Rise Of Augustus – I Never Realized Rome Originated Bingo

rise of augustusSometimes, we’re in the mood for a dumb, light game that doesn’t make us think very hard, but is still fun. There’s a ton of games out there that fit this bill, like Temple of Chac, Rampage, and Epic Duels, but the difference between Rise of Augustus, from Asmodee, and those games is that those games don’t bore the living shit out of us. The reason I got this is primarily theme and that I played it once and wanted to see if it would be better over time or if the kids might dig it, but as it turns out, I pissed away $25.00 because no, it doesn’t get any better,  although the kids claim to like it yet have not asked to play it in months, despite it being at eye level when sitting at the dinner table.

Maybe I’m not being completely  fair; it’s not a bad game, really, it’s  just that after a couple of times playing it, you realize that it pretty much amounts to sheer, dumb luck. Yes, you can have overarching strategies and go for certain goals, but at the end of the day, most of those goals are only possible when the right cards and chits come into play at the right time, neither of which you have control over. So, while it pains me to say this, I must: this game is just too damned random.

rise of augustus cardI guess I should explain how this game works a little before tarring an feathering it too badly. Basically, there’s some cards with victory point values, and sometimes extra bonuses, which have little icons that match chits in a bag that are pulled every turn (read: Bingo).
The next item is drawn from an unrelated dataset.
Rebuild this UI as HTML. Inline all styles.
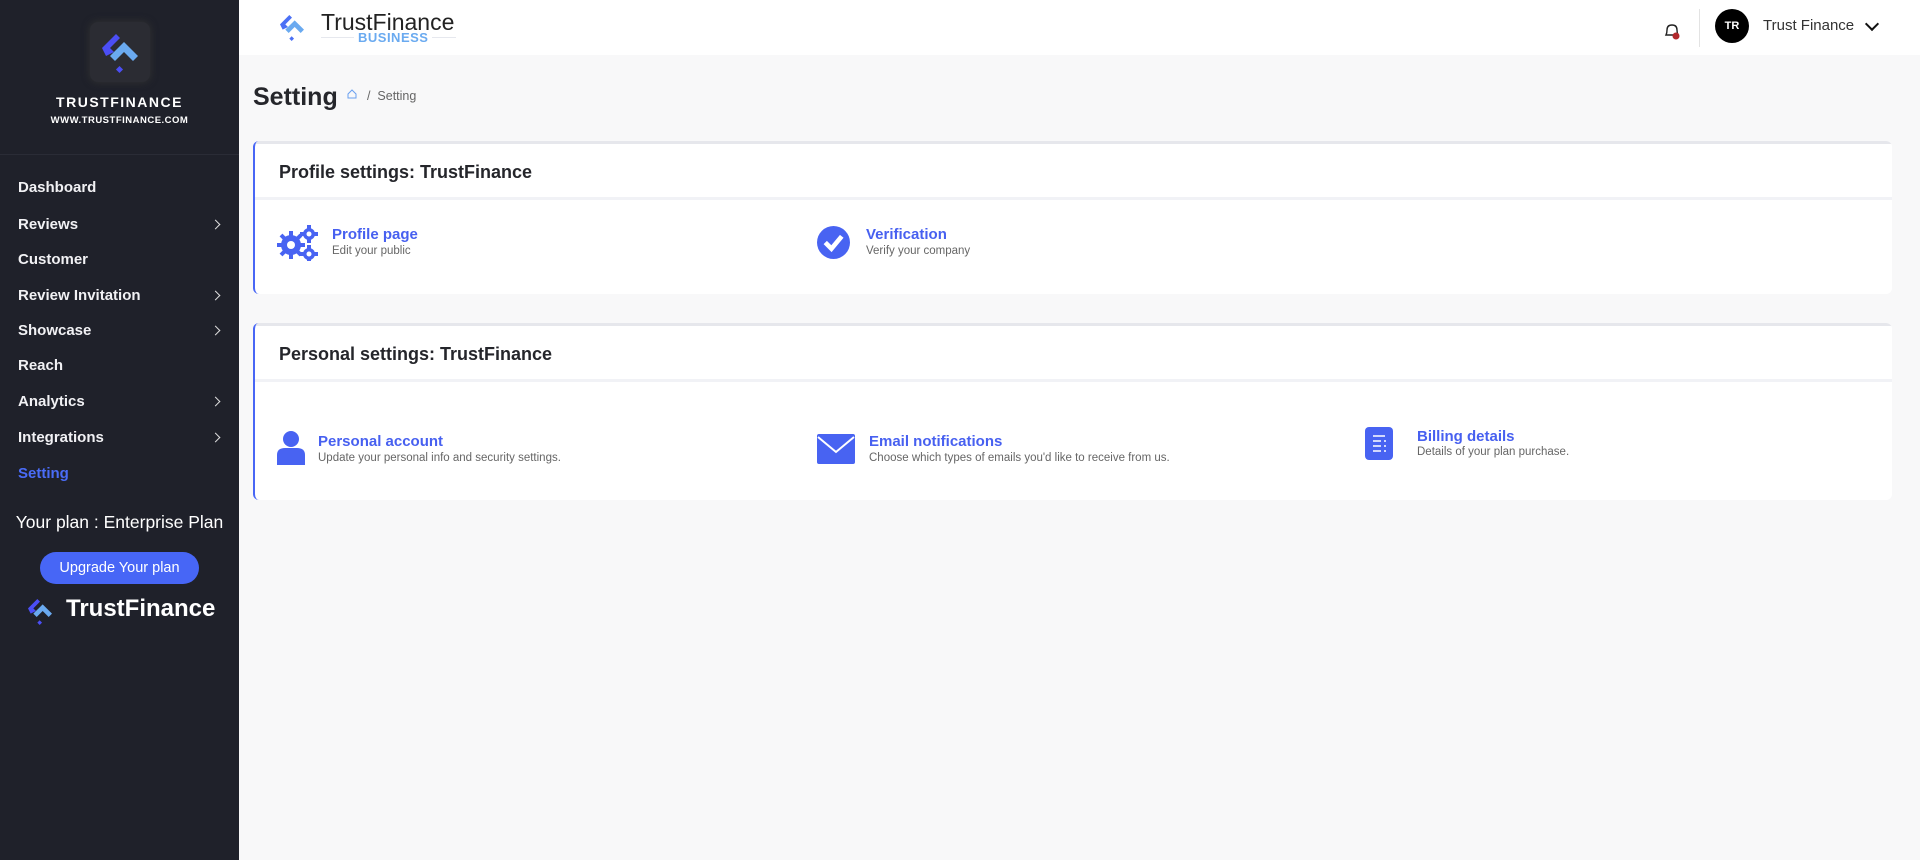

You have little wooden centurions which you may place on the icons when they’re pulled from the bag (read: Bingo). If you get all the icons filled, you score that card (read: Bingo) and can choose one of the several face-up cards in the tableau to take for later completion.

You can move the centurions off of cards or off of icons onto other cards and icons when an icon comes up, so there’s some pressing of thy luck there, and there is some strategy as well, because there’s also these tiles which earn mega points if you achieve the goals, such as having three cards completed from a certain continent, or having the most wheat icons on completed cards. That said, it’s totally fucking random, and you never know what cards will appear, so you can’t plan on those mega point cards ever getting completed. Further, some of the cards are really overpowered, because the ones that give you more centurions to place are basically the best ones because the more centurions you have, the more cards you can concurrently attempt to fill and score.

I’d almost say this is a family game where you can play with little kids, and I mean six year olds, and they can have a good time with the little soldiers and whatnot. I think it would even fit in as a decent little filler game with a Euro-leaning group. There are some cards which allow you to steal other people’s cards, so maybe the Euro-boys might not like it because you can mess with their precious stuff. I just don’t know what to say about the game, because I know there’s a target demographic for it, and I think it’s probably the same people who like mainstream, non-hobby games, but for us, a really diverse group of people who like all kinds of games, we just didn’t really like it because you really didn’t have much control over anything, and worse, it just wasn’t really interesting enough to keep our attention.

The cards and art are of a good quality, and the little centurions are cool little wooden meeples-with-spears who look nice, so it’s a fairly pretty game, at least. The color scheme on some of the mega point cards, which matches the goal card icons, can be really busy and confusing, which did make things harder to play than they needed to be. Other than that, though, the game is so incredibly simple to play and explain that you can’t really knock anything off for that particular problem. It also looks pretty cool on the table.

In the end, it’s a game that I’m sure has a market, but  the Circus is clearly not it. My wife liked it a bit, but rates it a consistent, strong meh-ven, and my eldest daughter really liked it pretty well, but when pressed, she couldn’t fully elaborate on why she  did, other than that she really liked the look and setting. Pretty much everyone else didn’t like it very much at  all, so as of today, I am trading it for a copy of Machi Koro, which I hope to enjoy with my family and “light Circus gamers”. It can’t be more yawn-inducing than this.

Why Augustus Deserves To Rule:
– The components are really quite nice
– The game’s setting is really well adhered to
– It’s very fast and very simple to play
– There is some nastiness and fuckery involved, but it’s not consistent

Et Tu, Asmodee?:
– There’s simply not much strategy available
– Luck is the key word to describe the main game mechanic
– The “press your luck” mechanic is the only interesting one in the game
– It’s incredibly dull and mostly dry

I really wanted to like this game more, but sadly, I didn’t. Neither did most of the Circus. It’s not a bad game, really, but I think that it’s really designed for families with smaller to early teen children, because of all of the Circus who played it, the kids liked it the best. It’s absolutely not a “gamer’s game”, and while I love the setting, the theme is really pasted-on and irrelevant to gameplay. It’s basically a superultra-light civilization game that isn’t all that grand or interesting. Definitely try before you buy, even at $25.00 retail, because with the right people, this might be an enjoyable time-waster.